DATA BLOCK:
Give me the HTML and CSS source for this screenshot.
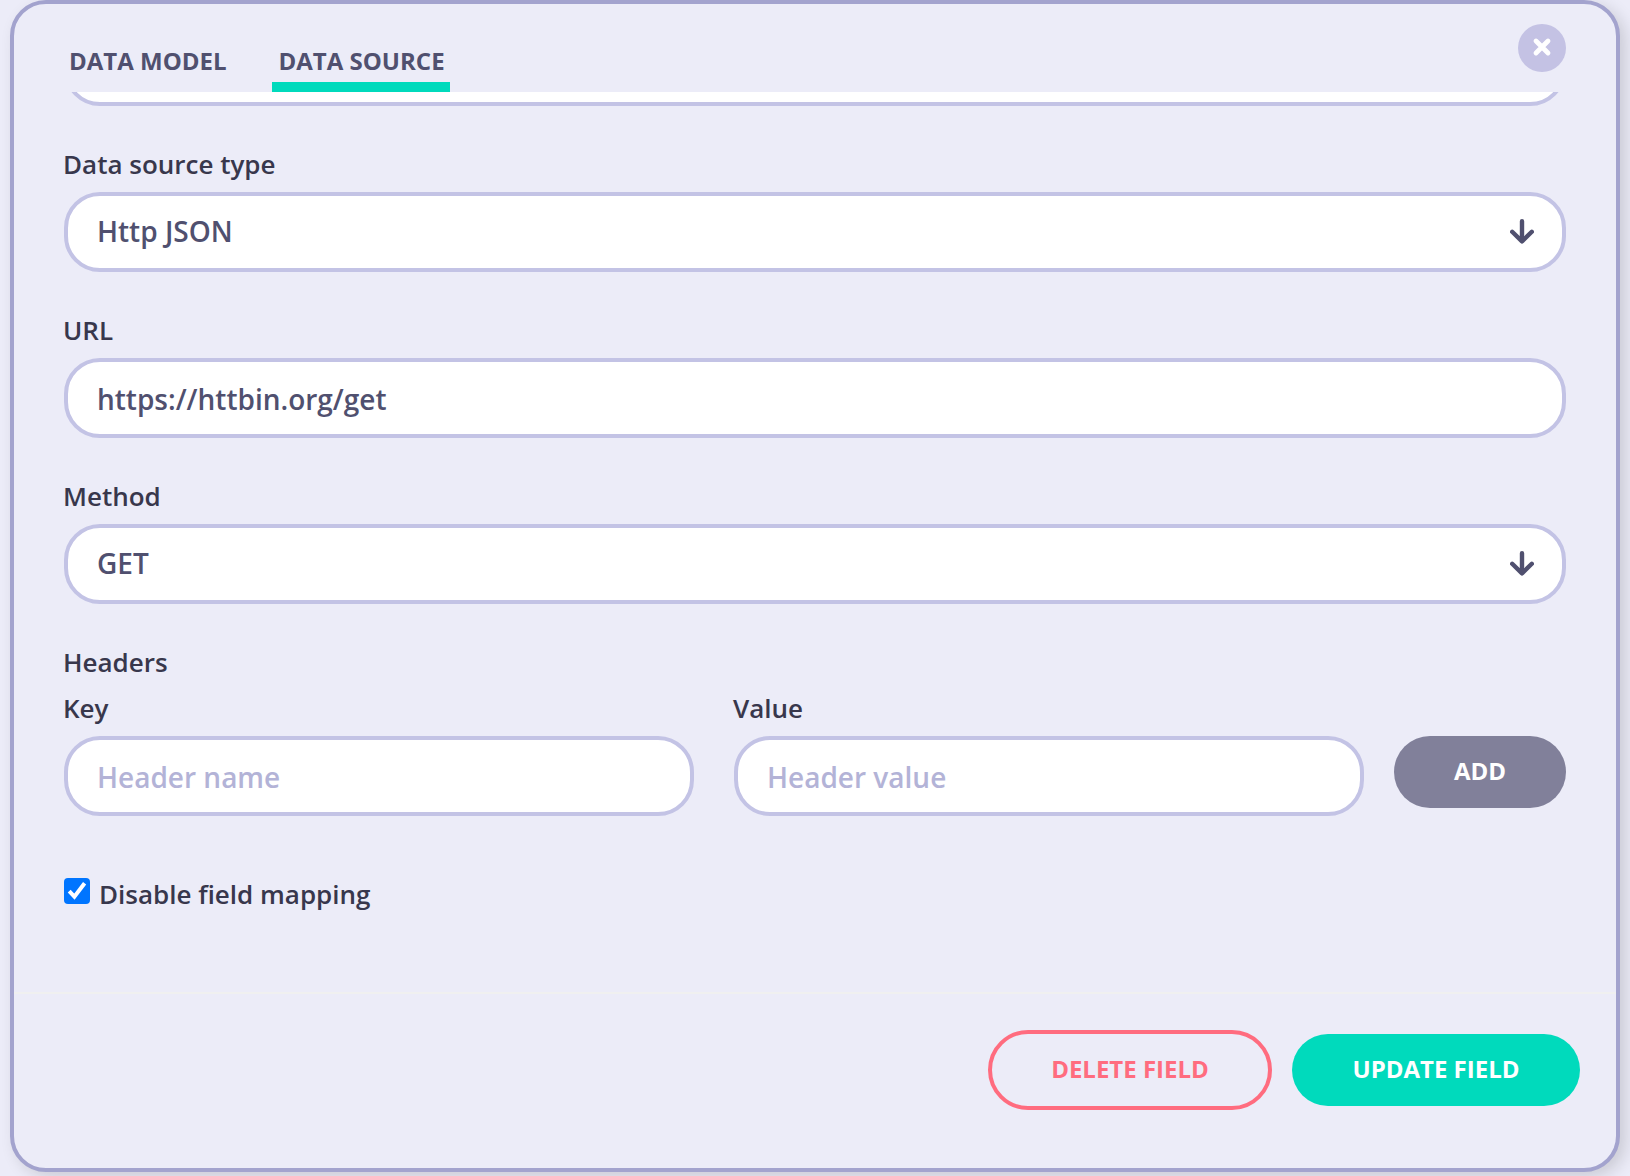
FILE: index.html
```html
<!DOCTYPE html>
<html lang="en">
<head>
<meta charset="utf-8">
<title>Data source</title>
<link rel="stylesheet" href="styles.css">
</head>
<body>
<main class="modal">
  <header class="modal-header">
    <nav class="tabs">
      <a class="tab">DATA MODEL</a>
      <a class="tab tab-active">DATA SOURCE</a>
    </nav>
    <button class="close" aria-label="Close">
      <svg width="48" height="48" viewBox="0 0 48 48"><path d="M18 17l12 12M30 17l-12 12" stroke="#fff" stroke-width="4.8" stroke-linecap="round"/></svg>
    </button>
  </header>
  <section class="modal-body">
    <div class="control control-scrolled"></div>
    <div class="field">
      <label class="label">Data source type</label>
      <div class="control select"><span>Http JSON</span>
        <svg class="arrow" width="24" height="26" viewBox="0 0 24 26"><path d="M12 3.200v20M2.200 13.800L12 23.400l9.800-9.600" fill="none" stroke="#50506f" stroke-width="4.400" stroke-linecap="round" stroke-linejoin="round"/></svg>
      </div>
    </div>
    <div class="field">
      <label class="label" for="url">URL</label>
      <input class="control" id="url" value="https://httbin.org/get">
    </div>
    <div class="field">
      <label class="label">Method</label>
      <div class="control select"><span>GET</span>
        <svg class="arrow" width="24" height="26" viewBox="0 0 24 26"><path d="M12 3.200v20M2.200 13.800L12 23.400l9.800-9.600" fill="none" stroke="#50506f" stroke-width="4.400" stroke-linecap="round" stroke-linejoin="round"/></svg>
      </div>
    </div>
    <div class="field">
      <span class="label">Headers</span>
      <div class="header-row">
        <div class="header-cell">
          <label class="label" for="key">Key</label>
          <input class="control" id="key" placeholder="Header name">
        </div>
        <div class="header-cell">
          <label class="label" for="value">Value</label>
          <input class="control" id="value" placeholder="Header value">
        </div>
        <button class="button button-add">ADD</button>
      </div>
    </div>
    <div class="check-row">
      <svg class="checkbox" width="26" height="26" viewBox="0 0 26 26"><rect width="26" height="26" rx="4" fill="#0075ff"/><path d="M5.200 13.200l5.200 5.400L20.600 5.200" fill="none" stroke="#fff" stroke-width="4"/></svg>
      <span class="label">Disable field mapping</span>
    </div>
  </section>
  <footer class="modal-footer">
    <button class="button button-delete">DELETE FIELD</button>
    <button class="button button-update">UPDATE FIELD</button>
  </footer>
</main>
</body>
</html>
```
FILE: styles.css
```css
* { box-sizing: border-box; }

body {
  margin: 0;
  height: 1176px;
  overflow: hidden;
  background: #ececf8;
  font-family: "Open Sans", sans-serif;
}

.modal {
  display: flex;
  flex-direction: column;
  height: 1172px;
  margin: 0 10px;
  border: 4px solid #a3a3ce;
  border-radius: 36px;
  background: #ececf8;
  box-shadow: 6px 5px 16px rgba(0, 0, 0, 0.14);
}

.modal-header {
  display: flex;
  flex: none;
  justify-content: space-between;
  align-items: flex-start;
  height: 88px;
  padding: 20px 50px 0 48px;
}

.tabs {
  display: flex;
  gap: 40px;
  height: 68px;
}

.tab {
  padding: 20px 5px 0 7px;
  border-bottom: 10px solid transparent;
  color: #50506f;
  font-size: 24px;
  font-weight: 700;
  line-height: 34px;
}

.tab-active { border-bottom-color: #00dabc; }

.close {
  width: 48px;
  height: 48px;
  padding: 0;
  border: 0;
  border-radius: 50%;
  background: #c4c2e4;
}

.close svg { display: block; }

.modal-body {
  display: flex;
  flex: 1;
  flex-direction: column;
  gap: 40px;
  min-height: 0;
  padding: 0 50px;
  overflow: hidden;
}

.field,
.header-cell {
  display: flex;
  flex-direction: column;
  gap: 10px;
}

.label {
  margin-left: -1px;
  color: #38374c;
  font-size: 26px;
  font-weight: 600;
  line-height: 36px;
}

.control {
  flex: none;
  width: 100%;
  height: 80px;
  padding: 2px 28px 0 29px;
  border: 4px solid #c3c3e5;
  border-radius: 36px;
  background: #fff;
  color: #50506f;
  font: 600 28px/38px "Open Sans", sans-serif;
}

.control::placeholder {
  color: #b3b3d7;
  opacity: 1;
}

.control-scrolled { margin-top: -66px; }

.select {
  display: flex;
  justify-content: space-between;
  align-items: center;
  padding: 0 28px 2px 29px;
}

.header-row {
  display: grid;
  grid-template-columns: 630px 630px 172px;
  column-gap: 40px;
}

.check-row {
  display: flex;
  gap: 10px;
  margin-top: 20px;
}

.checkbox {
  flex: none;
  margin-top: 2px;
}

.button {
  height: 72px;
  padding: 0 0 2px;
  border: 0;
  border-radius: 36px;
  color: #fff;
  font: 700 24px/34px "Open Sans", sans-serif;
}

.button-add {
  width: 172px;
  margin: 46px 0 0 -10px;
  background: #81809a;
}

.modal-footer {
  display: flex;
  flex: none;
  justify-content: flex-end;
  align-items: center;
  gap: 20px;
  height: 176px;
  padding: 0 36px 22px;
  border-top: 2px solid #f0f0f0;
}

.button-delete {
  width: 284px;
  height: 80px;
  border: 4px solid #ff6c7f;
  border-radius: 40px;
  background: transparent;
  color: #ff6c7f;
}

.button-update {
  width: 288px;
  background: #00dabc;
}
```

EXERCISE OBJECTIVE: Copy each line above precisely, dropping the pictures.

REPLY TO THE TASK:
Give me the HTML and CSS source for this screenshot.
FILE: index.html
```html
<!DOCTYPE html>
<html lang="en">
<head>
<meta charset="utf-8">
<title>Data source</title>
<link rel="stylesheet" href="styles.css">
</head>
<body>
<main class="modal">
  <header class="modal-header">
    <nav class="tabs">
      <a class="tab">DATA MODEL</a>
      <a class="tab tab-active">DATA SOURCE</a>
    </nav>
    <button class="close" aria-label="Close">
      <svg width="48" height="48" viewBox="0 0 48 48"><path d="M18 17l12 12M30 17l-12 12" stroke="#fff" stroke-width="4.8" stroke-linecap="round"/></svg>
    </button>
  </header>
  <section class="modal-body">
    <div class="control control-scrolled"></div>
    <div class="field">
      <label class="label">Data source type</label>
      <div class="control select"><span>Http JSON</span>
        <svg class="arrow" width="24" height="26" viewBox="0 0 24 26"><path d="M12 3.200v20M2.200 13.800L12 23.400l9.800-9.600" fill="none" stroke="#50506f" stroke-width="4.400" stroke-linecap="round" stroke-linejoin="round"/></svg>
      </div>
    </div>
    <div class="field">
      <label class="label" for="url">URL</label>
      <input class="control" id="url" value="https://httbin.org/get">
    </div>
    <div class="field">
      <label class="label">Method</label>
      <div class="control select"><span>GET</span>
        <svg class="arrow" width="24" height="26" viewBox="0 0 24 26"><path d="M12 3.200v20M2.200 13.800L12 23.400l9.800-9.600" fill="none" stroke="#50506f" stroke-width="4.400" stroke-linecap="round" stroke-linejoin="round"/></svg>
      </div>
    </div>
    <div class="field">
      <span class="label">Headers</span>
      <div class="header-row">
        <div class="header-cell">
          <label class="label" for="key">Key</label>
          <input class="control" id="key" placeholder="Header name">
        </div>
        <div class="header-cell">
          <label class="label" for="value">Value</label>
          <input class="control" id="value" placeholder="Header value">
        </div>
        <button class="button button-add">ADD</button>
      </div>
    </div>
    <div class="check-row">
      <svg class="checkbox" width="26" height="26" viewBox="0 0 26 26"><rect width="26" height="26" rx="4" fill="#0075ff"/><path d="M5.200 13.200l5.200 5.400L20.600 5.200" fill="none" stroke="#fff" stroke-width="4"/></svg>
      <span class="label">Disable field mapping</span>
    </div>
  </section>
  <footer class="modal-footer">
    <button class="button button-delete">DELETE FIELD</button>
    <button class="button button-update">UPDATE FIELD</button>
  </footer>
</main>
</body>
</html>
```
FILE: styles.css
```css
* { box-sizing: border-box; }

body {
  margin: 0;
  height: 1176px;
  overflow: hidden;
  background: #ececf8;
  font-family: "Open Sans", sans-serif;
}

.modal {
  display: flex;
  flex-direction: column;
  height: 1172px;
  margin: 0 10px;
  border: 4px solid #a3a3ce;
  border-radius: 36px;
  background: #ececf8;
  box-shadow: 6px 5px 16px rgba(0, 0, 0, 0.14);
}

.modal-header {
  display: flex;
  flex: none;
  justify-content: space-between;
  align-items: flex-start;
  height: 88px;
  padding: 20px 50px 0 48px;
}

.tabs {
  display: flex;
  gap: 40px;
  height: 68px;
}

.tab {
  padding: 20px 5px 0 7px;
  border-bottom: 10px solid transparent;
  color: #50506f;
  font-size: 24px;
  font-weight: 700;
  line-height: 34px;
}

.tab-active { border-bottom-color: #00dabc; }

.close {
  width: 48px;
  height: 48px;
  padding: 0;
  border: 0;
  border-radius: 50%;
  background: #c4c2e4;
}

.close svg { display: block; }

.modal-body {
  display: flex;
  flex: 1;
  flex-direction: column;
  gap: 40px;
  min-height: 0;
  padding: 0 50px;
  overflow: hidden;
}

.field,
.header-cell {
  display: flex;
  flex-direction: column;
  gap: 10px;
}

.label {
  margin-left: -1px;
  color: #38374c;
  font-size: 26px;
  font-weight: 600;
  line-height: 36px;
}

.control {
  flex: none;
  width: 100%;
  height: 80px;
  padding: 2px 28px 0 29px;
  border: 4px solid #c3c3e5;
  border-radius: 36px;
  background: #fff;
  color: #50506f;
  font: 600 28px/38px "Open Sans", sans-serif;
}

.control::placeholder {
  color: #b3b3d7;
  opacity: 1;
}

.control-scrolled { margin-top: -66px; }

.select {
  display: flex;
  justify-content: space-between;
  align-items: center;
  padding: 0 28px 2px 29px;
}

.header-row {
  display: grid;
  grid-template-columns: 630px 630px 172px;
  column-gap: 40px;
}

.check-row {
  display: flex;
  gap: 10px;
  margin-top: 20px;
}

.checkbox {
  flex: none;
  margin-top: 2px;
}

.button {
  height: 72px;
  padding: 0 0 2px;
  border: 0;
  border-radius: 36px;
  color: #fff;
  font: 700 24px/34px "Open Sans", sans-serif;
}

.button-add {
  width: 172px;
  margin: 46px 0 0 -10px;
  background: #81809a;
}

.modal-footer {
  display: flex;
  flex: none;
  justify-content: flex-end;
  align-items: center;
  gap: 20px;
  height: 176px;
  padding: 0 36px 22px;
  border-top: 2px solid #f0f0f0;
}

.button-delete {
  width: 284px;
  height: 80px;
  border: 4px solid #ff6c7f;
  border-radius: 40px;
  background: transparent;
  color: #ff6c7f;
}

.button-update {
  width: 288px;
  background: #00dabc;
}
```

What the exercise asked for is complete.